- _EXERCISE DETAILS_
Return the whole listing, keeping every character the same.

- _DATA BLOCK_
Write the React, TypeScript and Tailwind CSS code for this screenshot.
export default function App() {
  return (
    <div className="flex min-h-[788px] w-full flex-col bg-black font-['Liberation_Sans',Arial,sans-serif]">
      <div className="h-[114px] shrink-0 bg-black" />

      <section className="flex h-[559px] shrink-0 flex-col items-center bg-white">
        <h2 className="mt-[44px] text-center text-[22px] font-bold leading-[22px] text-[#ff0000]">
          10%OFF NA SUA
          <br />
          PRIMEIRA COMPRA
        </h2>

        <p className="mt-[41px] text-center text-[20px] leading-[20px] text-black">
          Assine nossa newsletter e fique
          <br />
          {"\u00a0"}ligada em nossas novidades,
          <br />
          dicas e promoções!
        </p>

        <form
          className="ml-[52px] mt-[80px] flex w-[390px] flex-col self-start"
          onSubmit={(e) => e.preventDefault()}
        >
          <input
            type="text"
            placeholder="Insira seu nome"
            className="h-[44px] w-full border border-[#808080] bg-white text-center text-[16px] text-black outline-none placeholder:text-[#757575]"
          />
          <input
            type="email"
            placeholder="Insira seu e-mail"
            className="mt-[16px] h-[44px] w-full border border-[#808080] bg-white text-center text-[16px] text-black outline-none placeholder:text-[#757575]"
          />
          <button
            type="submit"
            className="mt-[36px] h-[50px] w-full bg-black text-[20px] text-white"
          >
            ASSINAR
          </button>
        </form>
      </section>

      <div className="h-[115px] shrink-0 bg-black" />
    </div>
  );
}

- _WRITTEN RESPONSE_
Write the React, TypeScript and Tailwind CSS code for this screenshot.
export default function App() {
  return (
    <div className="flex min-h-[788px] w-full flex-col bg-black font-['Liberation_Sans',Arial,sans-serif]">
      <div className="h-[114px] shrink-0 bg-black" />

      <section className="flex h-[559px] shrink-0 flex-col items-center bg-white">
        <h2 className="mt-[44px] text-center text-[22px] font-bold leading-[22px] text-[#ff0000]">
          10%OFF NA SUA
          <br />
          PRIMEIRA COMPRA
        </h2>

        <p className="mt-[41px] text-center text-[20px] leading-[20px] text-black">
          Assine nossa newsletter e fique
          <br />
          {"\u00a0"}ligada em nossas novidades,
          <br />
          dicas e promoções!
        </p>

        <form
          className="ml-[52px] mt-[80px] flex w-[390px] flex-col self-start"
          onSubmit={(e) => e.preventDefault()}
        >
          <input
            type="text"
            placeholder="Insira seu nome"
            className="h-[44px] w-full border border-[#808080] bg-white text-center text-[16px] text-black outline-none placeholder:text-[#757575]"
          />
          <input
            type="email"
            placeholder="Insira seu e-mail"
            className="mt-[16px] h-[44px] w-full border border-[#808080] bg-white text-center text-[16px] text-black outline-none placeholder:text-[#757575]"
          />
          <button
            type="submit"
            className="mt-[36px] h-[50px] w-full bg-black text-[20px] text-white"
          >
            ASSINAR
          </button>
        </form>
      </section>

      <div className="h-[115px] shrink-0 bg-black" />
    </div>
  );
}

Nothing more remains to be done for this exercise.